TCB: How might the use of offensive cyber capabilities against a non-state actor like ISIS be different or similar to cyber espionage used to track terrorist groups?

Lawson: It is likely that some of the access methods and techniques used to conduct espionage will also be used to conduct disruptive activities. Using those accesses for disruption runs the risk of exposing them to an adversary such that the particular access is lost. This is known as the intelligence loss/gain debate, and in a very practical sense, is at the heart of the debate in the U.S. about the “dual hatting” of Commander of U.S. Cyber Command and Director of the NSA. On the one hand, this in theory means that such intelligence loss/gain decisions are in the hands of one individual who has responsibility for both espionage and offensive operations through cyberspace. However, some in the U.S. system have expressed concern that there has been a tendency to focus on the intelligence operations rather than the potential opportunities for disruption.

TCB: Cyber warfare is also being used between nation-states, such as the reported U.S. operations against Iranian nuclear facilities and North Korean missile systems. But how are cyber operations conducted against a non-state group different than against a state?

Lawson: To an extent, this depends upon the nature of the state in question and the extent to which it is both networked, and whether that networking is vulnerable.
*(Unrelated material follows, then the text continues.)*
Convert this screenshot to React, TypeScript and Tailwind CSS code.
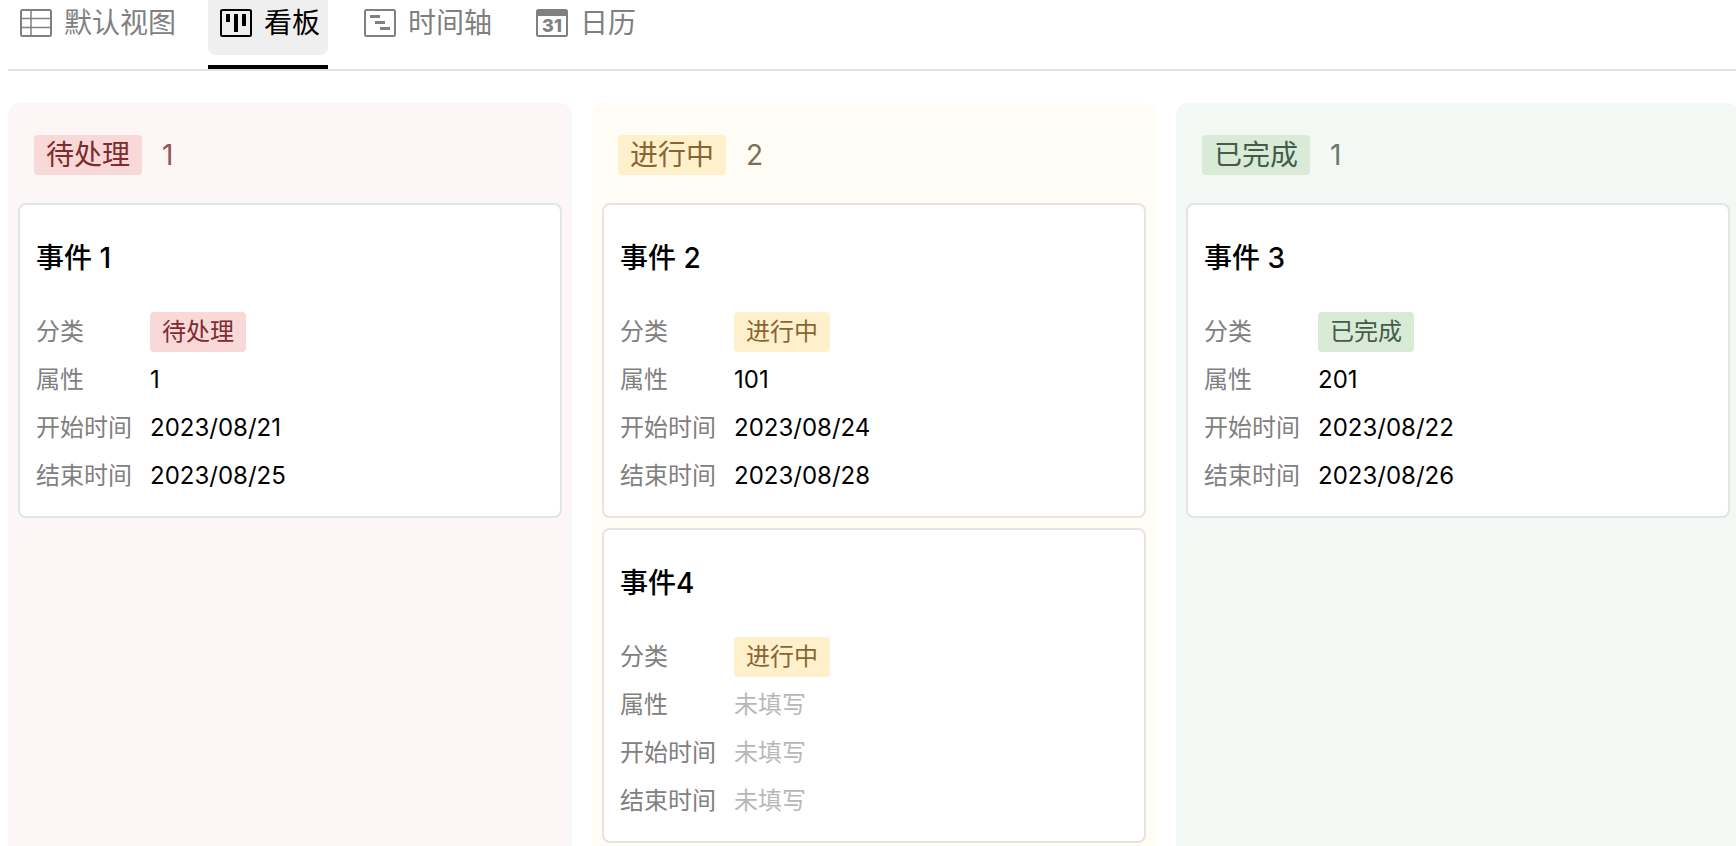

However, in many ways, non-state groups are a greater challenge as they generally have a lower reliance on networked systems, and thus the attack surface available for efforts at disruption is smaller. Whilst a group like ISIS has been innovative in its use of technology, it is not reliant on the sort of networks that are necessary for successful nuclear or missile programs, or more complex weapons systems such as integrated air defense systems. This tends to mean that the possible targets and disruptive activities are more limited and indeed are likely also to be the same networks that are being monitored for intelligence purposes.